Challah (or hallah) is a braided bread traditionally eaten by Jews on the Sabbath and holidays. Because making anything with yeast in it can be a bit of an arduous task, many families opt for the store-bought variety for their Friday night tables. But honestly, there’s really nothing quite as wonderful as making freshly-baked challah at home.
Luckily, I was able to spend some time at Two Moms Baked Goods in Toronto making my very own challah to bring home to my family (and of course, to taste-test while I was there). In addition to being a fully-kosher facility, Two Moms uses all-natural, nut-free ingredients, which means that all of their baked goods are safe to bring to schools, day cares and camps. I have sampled many of their delicious cookies and squares and cupcakes in the past, but I have never tasted anything like their stuffed challahs. Yes, you heard that right. The two moms of Two Moms — Caroline and Karen — have added a delectable spin to the traditional by stuffing their challahs with either chocolate or cinnamon.
And because I want to share all little of the Two Moms love with you today, I am giving you all the top-secret recipe!
What you’ll need:
• 1/2 cup plus 2/3 cup warm water (105°F to 115°F)
• 2 tbsp dry yeast
• 1 tbsp plus 3/4 cup sugar
• 5 large eggs
• 3/4 cup vegetable oil
• 1 tsp salt
• 7 1/2 cups all-purpose flour (approx)
• 1 large egg yolk
• 1 tbsp water
1. Combine 1/2 cup warm water, yeast and 1 tbsp sugar in large glass measuring cup and stir until yeast dissolves. Let yeast mixture stand at room temperature until foamy, about 10 minutes.
2. In large bowl of heavy-duty mixer fitted with whisk attachment, beat 5 eggs until blended. Add oil, salt and 3/4 cup sugar and beat until pale yellow and slightly thickened, about 4 minutes. Beat in 2/3 cup warm water. Add yeast mixture and beat until blended. Remove whisk and fit mixer with dough hook. Add enough flour 1 cup at a time to form smooth dough, beating well after each addition. Beat on medium speed until smooth and elastic, about 5 minutes, adding flour by tablespoonfuls if sticky. Turn out onto floured surface and knead 2 minutes.
3. Lightly oil large bowl. Add dough, turning to coat with oil. Cover with plastic wrap, then with clean kitchen towel. Let dough rise in warm draft-free area until doubled in volume, about 1 hour.
4. Punch down dough. Cover with plastic and clean kitchen towel and let rise 30 minutes.

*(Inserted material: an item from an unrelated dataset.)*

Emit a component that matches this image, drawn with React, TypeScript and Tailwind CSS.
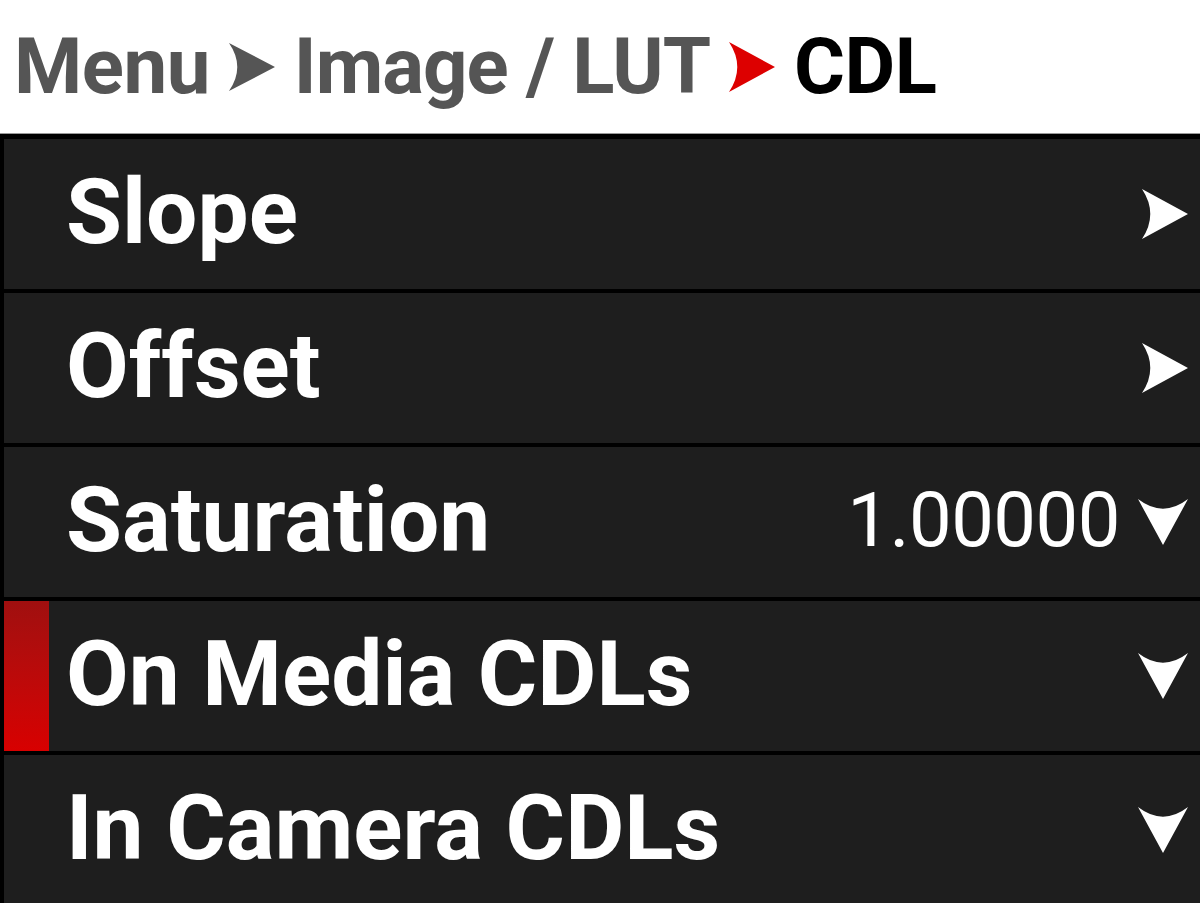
import React from "react";

const RightArrow = ({ w, h, color, className = "" }: { w: number; h: number; color: string; className?: string }) => (
  <svg width={w} height={h} viewBox={`0 0 ${w} ${h}`} className={className}>
    <path d={`M0 0 L${w} ${h / 2} L0 ${h} Q${w * 0.36} ${h / 2} 0 0 Z`} fill={color} />
  </svg>
);

const DownArrow = ({ w, h }: { w: number; h: number }) => (
  <svg width={w} height={h} viewBox={`0 0 ${w} ${h}`}>
    <path d={`M0 0 Q${w / 2} ${h * 0.42} ${w} 0 L${w / 2} ${h} Z`} fill="#ffffff" />
  </svg>
);

type Row = { label: string; value?: string; kind: "right" | "down"; active?: boolean };

const rows: Row[] = [
  { label: "Slope", kind: "right" },
  { label: "Offset", kind: "right" },
  { label: "Saturation", value: "1.00000", kind: "down" },
  { label: "On Media CDLs", kind: "down", active: true },
  { label: "In Camera CDLs", kind: "down" },
];

export default function App() {
  return (
    <div className="w-[1200px] h-[903px] overflow-hidden bg-white font-['Roboto',sans-serif]">
      <div className="h-[134px] flex items-center pl-[14px] gap-[19px] border-b border-[#9a9a9a] bg-white">
        <span className="text-[78px] font-bold text-[#555555] leading-none tracking-[-0.5px]">Menu</span>
        <RightArrow w={46} h={48} color="#555555" />
        <span className="text-[78px] font-bold text-[#555555] leading-none tracking-[-1px]">Image / LUT</span>
        <RightArrow w={46} h={50} color="#dd0000" />
        <span className="text-[78px] font-bold text-black leading-none tracking-[-0.5px]">CDL</span>
      </div>
      <div className="bg-black pl-[4px] pt-[5px] flex flex-col gap-[4px]">
        {rows.map((r) => (
          <div key={r.label} className="h-[150px] bg-[#1e1e1e] flex items-center pr-[12px]">
            <div className="w-[62px] h-full flex-none">
              {r.active && <div className="w-[45px] h-full bg-gradient-to-b from-[#a00f0f] to-[#d80000]" />}
            </div>
            <span className="flex-1 text-[91px] font-bold text-white leading-none pb-[4px]">
              {r.label}
            </span>
            {r.value && (
              <span className="text-[76px] font-normal text-white leading-none tracking-[-0.5px] mr-[18px] pb-[4px]">{r.value}</span>
            )}
            {r.kind === "right" ? <RightArrow w={46} h={50} color="#ffffff" /> : <DownArrow w={50} h={46} />}
          </div>
        ))}
      </div>
    </div>
  );
}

5. Grease 2 large baking sheets. Turn out dough onto lightly floured surface. Divide dough into 2 equal portions. Divide each portion into 3 equal pieces. Roll each piece into 9-inch-long rope. Braid 3 ropes together; pinch ends together to seal. Repeat with remaining dough pieces, forming 2 braids. Place each braid on baking sheet. Cover with towel . Let rise in warm area until almost doubled, about 30 minutes.
6. Preheat oven to 400°F. Whisk yolk with 1 tablespoon water to blend. Brush dough with egg mixture. Bake 10 minutes. Reduce oven temperature to 350°F. Bake until bread is golden brown and sounds hollow when tapped on bottom, about 35 minutes. Transfer loaves to rack and cool completely.
(Can be prepared 1 day ahead. Wrap tightly in plastic and store at room temperature.)